Pourtant, bien que ce soit dans la nature de l’Eglise d’être en mission avec Dieu, il est rarement – voire jamais – naturel et automatique que des chrétiens s’engagent dans une entreprise missionnaire sans avoir été enseignés, mis au défi, conseillés et encouragés par d’autres chrétiens dans leur église locale...
Alors, qui est prioritaire, mission "au près", ou mission "au loin" ?
La seule priorité, bibliquement, c’est d’être tous témoins de Jésus-Christ selon l’appel que Dieu adresse à chacun.
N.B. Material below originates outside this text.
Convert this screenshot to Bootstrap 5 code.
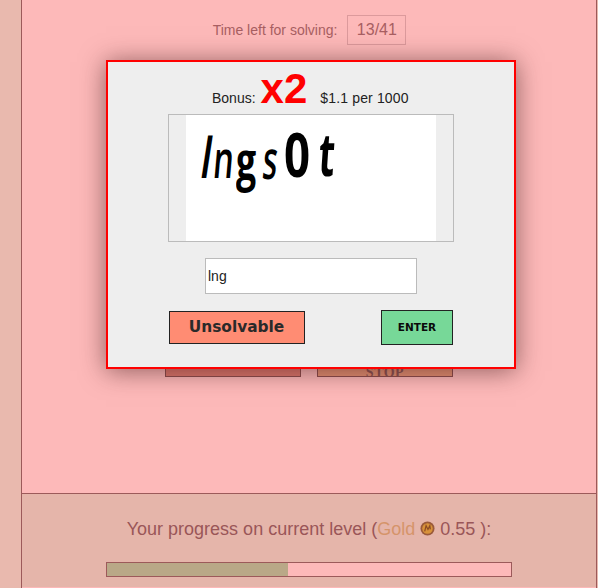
<!DOCTYPE html>
<html lang="en"><head><meta charset="utf-8"><title>Captcha</title>
<link href="https://cdn.jsdelivr.net/npm/bootstrap@5.3.0/dist/css/bootstrap.min.css" rel="stylesheet">
<style>
html,body{height:588px;overflow:hidden;background:#e9b9ae;font-family:"Liberation Sans",Arial,sans-serif;color:#222;font-size:14px}
.shell{height:588px;position:relative}
.side-strip{width:21px;flex:none}
.main-col{width:576px;flex:none;border-left:1px solid #9c5a5a;border-right:1px solid #9c5a5a;background:#fdb9b9;color:#a85f62}
.work-area{height:493px;padding-top:15px}
.time-row{padding-left:1px}
.time-label{font-size:14px;margin-right:10px}
.time-box{width:59px;height:30px;border:1px solid #dc9a9c;font-size:16px;line-height:28px;text-align:center}
.behind-row{margin-top:299px;margin-left:143px;gap:16px}
.behind-btn{width:136px;height:33px;border:1px solid #8a4a4a;font:bold 14px/56px "Liberation Serif",serif;text-align:center;color:#8a5050;overflow:hidden}
.behind-a{background:#dc766c}
.behind-b{background:#e49072;letter-spacing:.5px}
.foot-area{height:94px;background:#e5b5aa;border-top:1px solid #9c5a5a;padding-top:24px;color:#9a5658;font-size:18px;line-height:22px}
.gold-word{color:#d5946a}
.coin-ic{width:15px;height:15px;vertical-align:-1px}
.prog-track{width:406px;height:15px;margin:22px 0 0 84px;border:1px solid #9c5a5a;background:#fdb9b9}
.prog-fill{width:181px;background:#b9a887}
.captcha-modal{position:absolute;left:106px;top:60px;width:410px;height:309px;background:#eee;border:2px solid #f00;box-shadow:0 2px 24px rgba(70,30,30,.6)}
.bonus-line{height:52px;padding-left:104px;padding-top:4px;white-space:nowrap}
.bonus-x{font-size:42px;font-weight:700;color:#f00;line-height:46px;margin:0 13px 0 5px}
.rate-text{letter-spacing:.15px}
.cap-frame{width:286px;height:128px;margin-left:60px;border:1px solid #bbb;padding:0 17px}
.cap-img{width:250px;height:126px;background:#fff;position:relative;color:#000;font-family:"Open Sans","Liberation Sans",sans-serif;filter:blur(.5px)}
.cap-img span{position:absolute;line-height:1;transform-origin:0 0}
.ans-input{display:block;width:212px;height:36px;margin:16px 0 0 97px;border:1px solid #bbb;background:#fff;padding:0 2px;font-size:14px;color:#222;line-height:34px}
.act-row{margin:16px 0 0 61px;width:284px}
.btn-unsolv{width:136px;height:33px;margin-top:1px;padding-right:1px;background:#ff8c73;border:1px solid #222;font:700 15.4px/31px "DejaVu Sans",sans-serif;color:#2a2a2a;text-align:center}
.btn-enter{width:72px;height:35px;background:#77d898;border:1px solid #222;font:700 10.5px/33px "DejaVu Sans",sans-serif;color:#0a0a0a;text-align:center}
</style></head>
<body>
<div class="shell d-flex">
  <div class="side-strip"></div>
  <div class="main-col">
    <div class="work-area">
      <div class="time-row d-flex align-items-center justify-content-center"><span class="time-label">Time left for solving:</span><div class="time-box">13/41</div></div>
      <div class="behind-row d-flex"><div class="behind-btn behind-a"></div><div class="behind-btn behind-b">STOP</div></div>
    </div>
    <div class="foot-area">
      <div class="text-center">Your progress on current level (<span class="gold-word">Gold</span> <svg class="coin-ic" viewBox="0 0 16 16"><circle cx="8" cy="8" r="7.5" fill="#9a5a3a"/><circle cx="8" cy="8" r="5.6" fill="#d8923a"/><path d="M5 11l1.5-6 2 4 2-4 .5 4" fill="none" stroke="#8a4a25" stroke-width="1.3"/></svg> 0.55 ):</div>
      <div class="prog-track d-flex"><div class="prog-fill"></div></div>
    </div>
  </div>
  <div class="captcha-modal">
    <div class="bonus-line d-flex align-items-baseline"><span>Bonus:</span><span class="bonus-x">x2</span><span class="rate-text">$1.1 per 1000</span></div>
    <div class="cap-frame"><div class="cap-img">
      <span style="left:20px;top:13px;font-size:56px;font-weight:600;transform:scaleX(.72) skewX(-12deg)">l</span>
      <span style="left:30px;top:17px;font-size:52px;font-weight:600;transform:scaleX(.62) skewX(-8deg)">n</span>
      <span style="left:50px;top:17px;font-size:54px;font-weight:700;transform:scaleX(.66)">g</span>
      <span style="left:80px;top:16px;font-size:54px;font-weight:600;transform:scaleX(.56) skewX(-10deg)">s</span>
      <span style="left:98px;top:9px;font-size:60px;font-weight:700;transform:scaleX(.76)">0</span>
      <span style="left:135px;top:8px;font-size:60px;font-weight:700;transform:scaleX(.62) skewX(-6deg)">t</span>
    </div></div>
    <div class="ans-input">lng</div>
    <div class="act-row d-flex justify-content-between align-items-start"><div class="btn-unsolv">Unsolvable</div><div class="btn-enter">ENTER</div></div>
  </div>
</div>
<script src="https://cdn.jsdelivr.net/npm/bootstrap@5.3.0/dist/js/bootstrap.bundle.min.js"></script>
</body></html>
Pour que les ouvriers soient en nombre suffisant, là où le Maître les veut, il faut que nos églises soient au clair sur leur mandat missionnaire, afin que le Nom de Jésus soit proclamé "au près" comme "au loin" !
[1] Hannes Wiher, Qu’est-ce que la mission ? in « La Mission de l’Eglise au XXIe siècle, les nouveaux défis », Excelsis, 2010, p.12 [2] En cela, la transculturalité diffère profondément de l’inter- ou de la multi-culturalité où le témoin, même s’il cherche à comprendre les codes culturels de personnes issues d’autres cultures, vit et exerce ce ministère dans son contexte culturel d’origine.